§ **DATA SHOWN**:
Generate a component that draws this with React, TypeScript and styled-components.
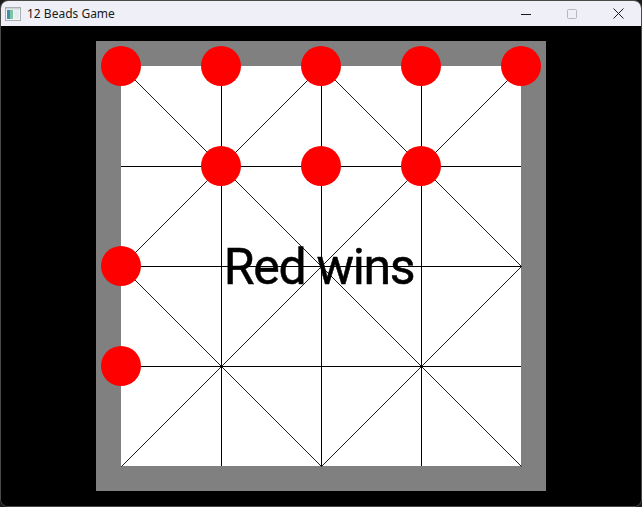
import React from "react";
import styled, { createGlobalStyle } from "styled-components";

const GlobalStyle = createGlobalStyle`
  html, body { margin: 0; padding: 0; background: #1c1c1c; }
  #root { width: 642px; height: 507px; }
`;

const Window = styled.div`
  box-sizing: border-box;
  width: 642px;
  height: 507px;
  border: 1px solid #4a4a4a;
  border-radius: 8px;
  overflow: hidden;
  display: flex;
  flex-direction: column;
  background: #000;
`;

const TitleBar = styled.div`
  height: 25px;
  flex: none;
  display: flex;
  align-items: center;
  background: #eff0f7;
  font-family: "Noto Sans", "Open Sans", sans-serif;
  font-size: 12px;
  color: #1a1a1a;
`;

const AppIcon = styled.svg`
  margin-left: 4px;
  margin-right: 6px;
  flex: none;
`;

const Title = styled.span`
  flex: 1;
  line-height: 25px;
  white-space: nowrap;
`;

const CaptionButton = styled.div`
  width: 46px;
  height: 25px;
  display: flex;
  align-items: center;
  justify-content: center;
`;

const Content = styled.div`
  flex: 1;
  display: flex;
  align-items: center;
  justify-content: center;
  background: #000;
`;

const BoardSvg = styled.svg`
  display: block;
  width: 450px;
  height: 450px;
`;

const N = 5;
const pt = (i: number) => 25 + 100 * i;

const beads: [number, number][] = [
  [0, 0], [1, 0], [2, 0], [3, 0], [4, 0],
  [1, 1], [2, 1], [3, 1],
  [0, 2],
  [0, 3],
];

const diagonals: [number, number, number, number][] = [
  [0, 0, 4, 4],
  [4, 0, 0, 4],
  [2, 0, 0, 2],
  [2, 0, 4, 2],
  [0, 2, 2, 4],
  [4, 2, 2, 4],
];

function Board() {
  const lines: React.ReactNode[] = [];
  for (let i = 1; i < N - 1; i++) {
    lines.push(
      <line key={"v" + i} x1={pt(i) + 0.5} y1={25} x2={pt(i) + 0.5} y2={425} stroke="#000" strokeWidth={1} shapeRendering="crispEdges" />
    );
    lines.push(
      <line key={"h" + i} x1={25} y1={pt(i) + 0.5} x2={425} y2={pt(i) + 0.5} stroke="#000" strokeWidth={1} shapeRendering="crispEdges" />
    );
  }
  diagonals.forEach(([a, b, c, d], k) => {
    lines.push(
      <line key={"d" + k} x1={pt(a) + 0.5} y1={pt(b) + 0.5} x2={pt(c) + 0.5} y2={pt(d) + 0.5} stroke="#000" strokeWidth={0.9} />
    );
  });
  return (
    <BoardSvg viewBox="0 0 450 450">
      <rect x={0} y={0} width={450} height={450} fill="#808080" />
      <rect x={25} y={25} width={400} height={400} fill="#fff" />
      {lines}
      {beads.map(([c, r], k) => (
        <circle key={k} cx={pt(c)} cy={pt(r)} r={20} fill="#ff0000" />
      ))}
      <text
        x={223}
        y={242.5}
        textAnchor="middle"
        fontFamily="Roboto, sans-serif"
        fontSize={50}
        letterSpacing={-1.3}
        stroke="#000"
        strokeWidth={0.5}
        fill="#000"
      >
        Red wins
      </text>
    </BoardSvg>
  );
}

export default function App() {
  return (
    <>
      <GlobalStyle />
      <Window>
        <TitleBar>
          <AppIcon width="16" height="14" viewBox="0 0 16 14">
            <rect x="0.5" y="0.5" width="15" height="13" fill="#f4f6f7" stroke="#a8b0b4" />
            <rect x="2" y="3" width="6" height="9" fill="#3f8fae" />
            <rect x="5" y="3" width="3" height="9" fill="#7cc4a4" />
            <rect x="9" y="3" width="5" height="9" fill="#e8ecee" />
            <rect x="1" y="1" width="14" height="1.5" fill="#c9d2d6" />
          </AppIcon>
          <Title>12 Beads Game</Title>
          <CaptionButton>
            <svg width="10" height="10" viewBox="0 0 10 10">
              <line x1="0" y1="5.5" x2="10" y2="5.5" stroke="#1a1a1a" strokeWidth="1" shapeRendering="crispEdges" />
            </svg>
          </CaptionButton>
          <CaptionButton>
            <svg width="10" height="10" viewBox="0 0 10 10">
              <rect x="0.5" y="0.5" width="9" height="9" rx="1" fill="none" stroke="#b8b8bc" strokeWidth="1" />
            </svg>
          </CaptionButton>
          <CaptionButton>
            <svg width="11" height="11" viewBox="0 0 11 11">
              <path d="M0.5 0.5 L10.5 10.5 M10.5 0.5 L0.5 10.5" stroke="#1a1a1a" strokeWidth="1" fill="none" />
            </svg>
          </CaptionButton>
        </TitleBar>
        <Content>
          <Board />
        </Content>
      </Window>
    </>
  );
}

§ **EXERCISE**: Keep every word of the data as it is when you write it out, but drop the pictures.

§ **REPLY**:
Generate a component that draws this with React, TypeScript and styled-components.
import React from "react";
import styled, { createGlobalStyle } from "styled-components";

const GlobalStyle = createGlobalStyle`
  html, body { margin: 0; padding: 0; background: #1c1c1c; }
  #root { width: 642px; height: 507px; }
`;

const Window = styled.div`
  box-sizing: border-box;
  width: 642px;
  height: 507px;
  border: 1px solid #4a4a4a;
  border-radius: 8px;
  overflow: hidden;
  display: flex;
  flex-direction: column;
  background: #000;
`;

const TitleBar = styled.div`
  height: 25px;
  flex: none;
  display: flex;
  align-items: center;
  background: #eff0f7;
  font-family: "Noto Sans", "Open Sans", sans-serif;
  font-size: 12px;
  color: #1a1a1a;
`;

const AppIcon = styled.svg`
  margin-left: 4px;
  margin-right: 6px;
  flex: none;
`;

const Title = styled.span`
  flex: 1;
  line-height: 25px;
  white-space: nowrap;
`;

const CaptionButton = styled.div`
  width: 46px;
  height: 25px;
  display: flex;
  align-items: center;
  justify-content: center;
`;

const Content = styled.div`
  flex: 1;
  display: flex;
  align-items: center;
  justify-content: center;
  background: #000;
`;

const BoardSvg = styled.svg`
  display: block;
  width: 450px;
  height: 450px;
`;

const N = 5;
const pt = (i: number) => 25 + 100 * i;

const beads: [number, number][] = [
  [0, 0], [1, 0], [2, 0], [3, 0], [4, 0],
  [1, 1], [2, 1], [3, 1],
  [0, 2],
  [0, 3],
];

const diagonals: [number, number, number, number][] = [
  [0, 0, 4, 4],
  [4, 0, 0, 4],
  [2, 0, 0, 2],
  [2, 0, 4, 2],
  [0, 2, 2, 4],
  [4, 2, 2, 4],
];

function Board() {
  const lines: React.ReactNode[] = [];
  for (let i = 1; i < N - 1; i++) {
    lines.push(
      <line key={"v" + i} x1={pt(i) + 0.5} y1={25} x2={pt(i) + 0.5} y2={425} stroke="#000" strokeWidth={1} shapeRendering="crispEdges" />
    );
    lines.push(
      <line key={"h" + i} x1={25} y1={pt(i) + 0.5} x2={425} y2={pt(i) + 0.5} stroke="#000" strokeWidth={1} shapeRendering="crispEdges" />
    );
  }
  diagonals.forEach(([a, b, c, d], k) => {
    lines.push(
      <line key={"d" + k} x1={pt(a) + 0.5} y1={pt(b) + 0.5} x2={pt(c) + 0.5} y2={pt(d) + 0.5} stroke="#000" strokeWidth={0.9} />
    );
  });
  return (
    <BoardSvg viewBox="0 0 450 450">
      <rect x={0} y={0} width={450} height={450} fill="#808080" />
      <rect x={25} y={25} width={400} height={400} fill="#fff" />
      {lines}
      {beads.map(([c, r], k) => (
        <circle key={k} cx={pt(c)} cy={pt(r)} r={20} fill="#ff0000" />
      ))}
      <text
        x={223}
        y={242.5}
        textAnchor="middle"
        fontFamily="Roboto, sans-serif"
        fontSize={50}
        letterSpacing={-1.3}
        stroke="#000"
        strokeWidth={0.5}
        fill="#000"
      >
        Red wins
      </text>
    </BoardSvg>
  );
}

export default function App() {
  return (
    <>
      <GlobalStyle />
      <Window>
        <TitleBar>
          <AppIcon width="16" height="14" viewBox="0 0 16 14">
            <rect x="0.5" y="0.5" width="15" height="13" fill="#f4f6f7" stroke="#a8b0b4" />
            <rect x="2" y="3" width="6" height="9" fill="#3f8fae" />
            <rect x="5" y="3" width="3" height="9" fill="#7cc4a4" />
            <rect x="9" y="3" width="5" height="9" fill="#e8ecee" />
            <rect x="1" y="1" width="14" height="1.5" fill="#c9d2d6" />
          </AppIcon>
          <Title>12 Beads Game</Title>
          <CaptionButton>
            <svg width="10" height="10" viewBox="0 0 10 10">
              <line x1="0" y1="5.5" x2="10" y2="5.5" stroke="#1a1a1a" strokeWidth="1" shapeRendering="crispEdges" />
            </svg>
          </CaptionButton>
          <CaptionButton>
            <svg width="10" height="10" viewBox="0 0 10 10">
              <rect x="0.5" y="0.5" width="9" height="9" rx="1" fill="none" stroke="#b8b8bc" strokeWidth="1" />
            </svg>
          </CaptionButton>
          <CaptionButton>
            <svg width="11" height="11" viewBox="0 0 11 11">
              <path d="M0.5 0.5 L10.5 10.5 M10.5 0.5 L0.5 10.5" stroke="#1a1a1a" strokeWidth="1" fill="none" />
            </svg>
          </CaptionButton>
        </TitleBar>
        <Content>
          <Board />
        </Content>
      </Window>
    </>
  );
}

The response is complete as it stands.